El problema es que mientras que durante una gran parte del siglo XX las certezas, no solo ideológicas, sino materiales eran moneda común en la vida de las personas, hoy esto ha dejado de ser así. Y no por un suceso impredecible, por una coyuntura o una etapa negativa, sino por la propia forma especulativa, de casino, que el capitalismo ha tomado. Un ejecutivo o un mando intermedio de una gran compañía tenía no sólo una posición, sino también la seguridad de mantener un nivel de renta y propiedades estable o creciente. Incluso un trabajador, hasta bien entrados los ochenta, tenía, dentro de su escala, esa misma estabilidad. Y es más, una esperanza de que sus hijos mantendrían o incluso superarían su posición.
Actualmente ya no es sólo la clase trabajadora la que carece por completo de presente y futuro, sino la clase media la que ha visto quebrada su posición y aspiraciones. Y todo parece indicar que es un camino sin retorno.

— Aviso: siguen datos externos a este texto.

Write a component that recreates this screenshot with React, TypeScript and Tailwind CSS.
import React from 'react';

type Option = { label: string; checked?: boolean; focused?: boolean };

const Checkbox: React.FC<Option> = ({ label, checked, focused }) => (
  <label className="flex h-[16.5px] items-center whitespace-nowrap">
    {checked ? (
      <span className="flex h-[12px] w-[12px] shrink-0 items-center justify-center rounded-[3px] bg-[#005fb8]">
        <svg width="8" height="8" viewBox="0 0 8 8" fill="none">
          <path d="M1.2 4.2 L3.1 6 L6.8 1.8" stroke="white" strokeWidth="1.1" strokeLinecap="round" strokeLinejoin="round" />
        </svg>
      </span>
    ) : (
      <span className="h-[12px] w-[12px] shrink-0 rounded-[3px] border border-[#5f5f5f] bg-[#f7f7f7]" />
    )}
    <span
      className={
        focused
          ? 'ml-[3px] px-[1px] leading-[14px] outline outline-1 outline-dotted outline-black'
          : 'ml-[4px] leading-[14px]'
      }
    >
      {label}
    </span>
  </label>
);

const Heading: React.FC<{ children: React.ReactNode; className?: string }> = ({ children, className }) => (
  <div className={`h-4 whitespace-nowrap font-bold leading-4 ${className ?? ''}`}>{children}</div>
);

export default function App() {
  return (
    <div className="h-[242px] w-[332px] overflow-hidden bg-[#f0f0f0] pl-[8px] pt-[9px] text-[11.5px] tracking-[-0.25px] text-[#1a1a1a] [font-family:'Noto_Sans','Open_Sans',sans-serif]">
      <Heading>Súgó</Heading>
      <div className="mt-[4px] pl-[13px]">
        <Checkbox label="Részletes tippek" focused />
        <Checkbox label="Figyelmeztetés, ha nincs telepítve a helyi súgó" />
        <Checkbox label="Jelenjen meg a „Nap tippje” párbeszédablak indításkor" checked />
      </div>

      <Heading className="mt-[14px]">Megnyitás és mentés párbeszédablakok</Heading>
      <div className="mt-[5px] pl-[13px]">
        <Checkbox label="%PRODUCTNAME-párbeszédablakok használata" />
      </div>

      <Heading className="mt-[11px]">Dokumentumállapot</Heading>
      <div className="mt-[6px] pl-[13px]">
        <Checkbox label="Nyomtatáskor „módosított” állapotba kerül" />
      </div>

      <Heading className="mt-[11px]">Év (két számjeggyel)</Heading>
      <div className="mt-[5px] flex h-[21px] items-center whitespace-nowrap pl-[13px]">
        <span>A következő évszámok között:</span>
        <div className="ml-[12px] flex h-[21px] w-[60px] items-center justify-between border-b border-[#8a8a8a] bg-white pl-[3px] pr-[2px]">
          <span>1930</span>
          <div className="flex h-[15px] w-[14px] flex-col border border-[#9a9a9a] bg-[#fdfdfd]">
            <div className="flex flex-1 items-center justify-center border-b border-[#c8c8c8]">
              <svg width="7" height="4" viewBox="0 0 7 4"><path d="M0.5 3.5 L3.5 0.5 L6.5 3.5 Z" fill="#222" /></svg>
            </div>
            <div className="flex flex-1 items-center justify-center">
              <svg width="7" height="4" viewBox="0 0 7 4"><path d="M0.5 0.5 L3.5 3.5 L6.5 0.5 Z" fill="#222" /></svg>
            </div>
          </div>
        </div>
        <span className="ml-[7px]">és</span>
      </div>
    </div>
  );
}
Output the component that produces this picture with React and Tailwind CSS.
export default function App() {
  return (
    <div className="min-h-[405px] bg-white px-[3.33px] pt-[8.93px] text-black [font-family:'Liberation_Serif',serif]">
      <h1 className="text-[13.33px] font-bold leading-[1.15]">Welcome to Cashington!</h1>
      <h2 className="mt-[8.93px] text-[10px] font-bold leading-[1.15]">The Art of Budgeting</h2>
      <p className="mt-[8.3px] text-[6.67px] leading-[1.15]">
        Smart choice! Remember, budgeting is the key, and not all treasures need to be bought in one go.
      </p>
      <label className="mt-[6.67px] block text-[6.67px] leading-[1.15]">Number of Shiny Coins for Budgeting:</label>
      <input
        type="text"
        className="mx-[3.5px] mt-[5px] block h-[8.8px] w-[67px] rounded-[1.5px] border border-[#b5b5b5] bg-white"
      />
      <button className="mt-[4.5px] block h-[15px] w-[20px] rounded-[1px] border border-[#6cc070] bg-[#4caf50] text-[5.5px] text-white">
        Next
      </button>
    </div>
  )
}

Cualquier estructura favorece a quien más la sustenta. Pero si existe una forma de seguir manteniendo las complicidades, cuando esos favores empiezan a ser escasos, es inducir el miedo. Ya que no se puede eliminar la incertidumbre se asume introduciendo nuevas divisiones, siempre como amenaza, basadas en la nacionalidad, la raza, la religión o incluso la capacidad. De igual forma que el capitalismo pudo coquetear con la democracia, los derechos humanos y el estado del bienestar, la clase media pudo mantener un idilio con el progresismo. Hoy la clase media abjura de socialdemócratas y mira a la ultraderecha, la declarada y la que aún se excusa en el liberalismo pero comparte objetivos, métodos y programa. La amenaza sistémica a su posición, inasumible -hasta desde un punto de vista psicológico- pasa a ser una amenaza de extranjeros, o quien toque. Incluso pobres, que ya son todos los que están por debajo de ellos.

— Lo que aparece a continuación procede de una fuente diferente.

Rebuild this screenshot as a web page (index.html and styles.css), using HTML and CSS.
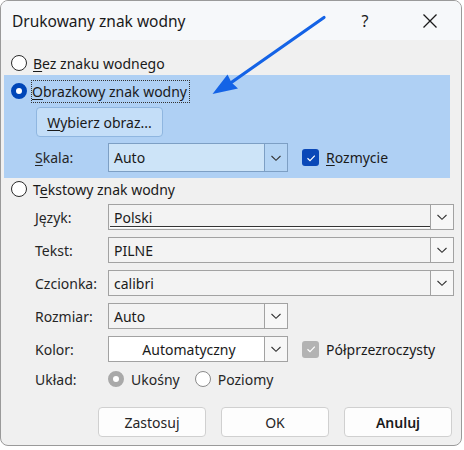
FILE: index.html
```html
<!DOCTYPE html>
<html lang="pl">
<head>
    <meta charset="UTF-8">
    <title>Drukowany znak wodny</title>
    <link rel="stylesheet" href="styles.css">
</head>
<body>
    <div class="dialog">
        <div class="titlebar">
            <span class="title">Drukowany znak wodny</span>
            <span class="help">?</span>
            <span class="close">
                <svg width="16" height="16" viewBox="0 0 16 16"><path d="M1.5 1.5 L14.5 14.5 M14.5 1.5 L1.5 14.5" stroke="#1a1a1a" stroke-width="1.3" fill="none"/></svg>
            </span>
        </div>

        <div class="content">
            <!-- brak znaku -->
            <div class="option first">
                <span class="radio"></span>
                <span><u>B</u>ez znaku wodnego</span>
            </div>

            <!-- obraz -->
            <div class="panel">
                <div class="option">
                    <span class="radio checked"></span>
                    <span class="focus"><u>O</u>brazkowy znak wodny</span>
                </div>
                <button class="pick"><u>W</u>ybierz obraz...</button>
                <div class="field skala">
                    <span class="label"><u>S</u>kala:</span>
                    <div class="combo short blue">
                        <span class="value">Auto</span>
                        <span class="drop"><svg width="12" height="8" viewBox="0 0 12 8"><path d="M1.5 2 L6 6.3 L10.5 2" stroke="#333" stroke-width="1.1" fill="none"/></svg></span>
                    </div>
                    <div class="check">
                        <span class="box on"><svg width="12" height="10" viewBox="0 0 12 10"><path d="M2.5 5.2 L5 7.6 L9.8 2.6" stroke="#fff" stroke-width="1.2" fill="none"/></svg></span>
                        <span><u>R</u>ozmycie</span>
                    </div>
                </div>
            </div>

            <!-- tekst -->
            <div class="option">
                <span class="radio"></span>
                <span>T<u>e</u>kstowy znak wodny</span>
            </div>

            <div class="fields">
                <div class="field">
                    <span class="label">Język:</span>
                    <div class="combo long lang">
                        <span class="value">Polski</span>
                        <span class="drop"><svg width="12" height="8" viewBox="0 0 12 8"><path d="M1.5 2 L6 6.3 L10.5 2" stroke="#333" stroke-width="1.1" fill="none"/></svg></span>
                    </div>
                </div>
                <div class="field">
                    <span class="label">Tekst:</span>
                    <div class="combo long">
                        <span class="value">PILNE</span>
                        <span class="drop"><svg width="12" height="8" viewBox="0 0 12 8"><path d="M1.5 2 L6 6.3 L10.5 2" stroke="#333" stroke-width="1.1" fill="none"/></svg></span>
                    </div>
                </div>
                <div class="field">
                    <span class="label">Czcionka:</span>
                    <div class="combo long">
                        <span class="value">calibri</span>
                        <span class="drop"><svg width="12" height="8" viewBox="0 0 12 8"><path d="M1.5 2 L6 6.3 L10.5 2" stroke="#333" stroke-width="1.1" fill="none"/></svg></span>
                    </div>
                </div>
                <div class="field">
                    <span class="label">Rozmiar:</span>
                    <div class="combo short">
                        <span class="value">Auto</span>
                        <span class="drop"><svg width="12" height="8" viewBox="0 0 12 8"><path d="M1.5 2 L6 6.3 L10.5 2" stroke="#333" stroke-width="1.1" fill="none"/></svg></span>
                    </div>
                </div>
                <div class="field">
                    <span class="label">Kolor:</span>
                    <div class="combo short white">
                        <span class="value center">Automatyczny</span>
                        <span class="drop"><svg width="12" height="8" viewBox="0 0 12 8"><path d="M1.5 2 L6 6.3 L10.5 2" stroke="#333" stroke-width="1.1" fill="none"/></svg></span>
                    </div>
                    <div class="check">
                        <span class="box off"><svg width="12" height="10" viewBox="0 0 12 10"><path d="M2.5 5.2 L5 7.6 L9.8 2.6" stroke="#fff" stroke-width="1.2" fill="none"/></svg></span>
                        <span>Półprzezroczysty</span>
                    </div>
                </div>
                <div class="field layout">
                    <span class="label">Układ:</span>
                    <span class="radio grey checked"></span>
                    <span class="choice">Ukośny</span>
                    <span class="radio grey"></span>
                    <span class="choice">Poziomy</span>
                </div>
            </div>

            <div class="actions">
                <button class="btn">Zastosuj</button>
                <button class="btn">OK</button>
                <button class="btn default">Anuluj</button>
            </div>
        </div>

        <!-- strzałka wskazująca opcję -->
        <svg class="arrow" width="462" height="446" viewBox="0 0 462 446">
            <path d="M323 16.5 L231 81" stroke="#1463e6" stroke-width="3.2" stroke-linecap="round" fill="none"/>
            <path d="M211.5 93 L226.5 73.5 L230.5 81.5 L237 87.5 Z" fill="#1463e6"/>
        </svg>
    </div>
</body>
</html>
```

FILE: styles.css
```css
body {
    margin: 0;
    background-color: #fff;
    font-family: "Noto Sans", "Open Sans", sans-serif;
    font-size: 14px;
    color: #1a1a1a;
}

.dialog {
    position: relative;
    width: 460px;
    height: 444px;
    border: 1px solid #9a9a9a;
    border-radius: 8px;
    background-color: #f0f0f0;
    overflow: hidden;
}

.titlebar {
    display: flex;
    align-items: center;
    height: 39px;
    background-color: #f6f8fa;
}

.title {
    margin-left: 11px;
    font-size: 15.5px;
    flex: 1;
}

.help {
    width: 20px;
    text-align: center;
    font-size: 16px;
    margin-right: 47px;
}

.close {
    display: flex;
    margin-right: 23px;
}

.content {
    padding-left: 3px;
}

u {
    text-decoration-thickness: 1px;
    text-underline-offset: 2px;
}

.option {
    display: flex;
    align-items: center;
    height: 22px;
    padding-left: 7px;
    gap: 6px;
}

.option.first {
    margin-top: 12px;
    margin-bottom: 1px;
}

.radio {
    width: 14px;
    height: 14px;
    border: 1.3px solid #2b2b2b;
    border-radius: 50%;
    background-color: #fff;
    flex: none;
}

.radio.checked {
    width: 6px;
    height: 6px;
    border: 5.5px solid #0046b8;
}

.radio.grey {
    border-color: #8a8a8a;
}

.radio.grey.checked {
    border-color: #a9a9a9;
}

.focus {
    outline: 1px dotted #333;
    outline-offset: 0;
    padding: 0 2px 0 0;
    line-height: 21px;
    margin-left: -1px;
}

.panel {
    width: 446px;
    height: 98px;
    padding-top: 5px;
    background-color: #afd0f4;
}

.pick {
    display: block;
    margin: 5px 0 6px 32px;
    width: 127px;
    height: 30px;
    border: 1px solid #8fb6e0;
    border-radius: 4px;
    background-color: #c4def8;
    font: inherit;
    color: inherit;
}

.fields {
    margin-top: 4px;
}

.field {
    display: flex;
    align-items: center;
    height: 26px;
    padding-left: 31px;
    margin-bottom: 7px;
}

.field.skala {
    height: 29px;
    margin-bottom: 0;
}

.label {
    width: 73px;
    flex: none;
    color: #262626;
}

.combo {
    display: flex;
    height: 100%;
    box-sizing: border-box;
    border: 1px solid #a2a2a2;
    background-color: #f3f3f3;
}

.combo.long {
    width: 346px;
}

.combo.short {
    width: 180px;
}

.combo.blue {
    background-color: #cde4f8;
    border-color: #7d9fc4;
}

.combo.white {
    background-color: #fff;
}

.value {
    flex: 1;
    padding-left: 5px;
    display: flex;
    align-items: center;
    position: relative;
}

.value.center {
    justify-content: center;
}

.lang .value::after {
    content: "";
    position: absolute;
    left: 1px;
    right: 0;
    bottom: 2px;
    height: 1px;
    background-color: #333;
    box-shadow: 0 1px 0 #fff;
}

.drop {
    display: flex;
    align-items: center;
    justify-content: center;
    width: 22px;
    border-left: 1px solid #a2a2a2;
    background-color: #f7f7f7;
}

.blue .drop {
    background-color: #b4d4f4;
    border-color: #7d9fc4;
}

.check {
    display: flex;
    align-items: center;
    gap: 7px;
    margin-left: 14px;
}

.box {
    display: flex;
    align-items: center;
    justify-content: center;
    width: 17px;
    height: 17px;
    border-radius: 3px;
}

.box.on {
    background-color: #0a48b8;
}

.box.off {
    background-color: #b3b3b3;
}

.field.layout {
    height: 22px;
    margin-top: -1px;
}

.choice {
    margin-left: 7px;
    margin-right: 15px;
    color: #262626;
}

.actions {
    display: flex;
    justify-content: flex-end;
    gap: 15px;
    margin-top: 17px;
    padding-right: 9px;
}

.btn {
    width: 108px;
    height: 30px;
    border: 1px solid #d0d0d0;
    border-radius: 4px;
    background-color: #fdfdfd;
    font: inherit;
    color: #262626;
}

.btn.default {
    font-weight: 600;
    color: #1a1a1a;
}

.arrow {
    position: absolute;
    left: 0;
    top: 0;
    pointer-events: none;
}
```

Vivimos tiempos extraños donde compensamos el malestar con consumibles, la inseguridad con miedo, la indeterminación con retroceso. Donde los que más daño han hecho son los que se apresuran a ofrecernos las recetas de la cura. Donde un hombre vestido de payaso, parado en un semáforo, puede recordarnos que nuestros paseos nunca conducen a ninguna parte. Gracias por la actuación.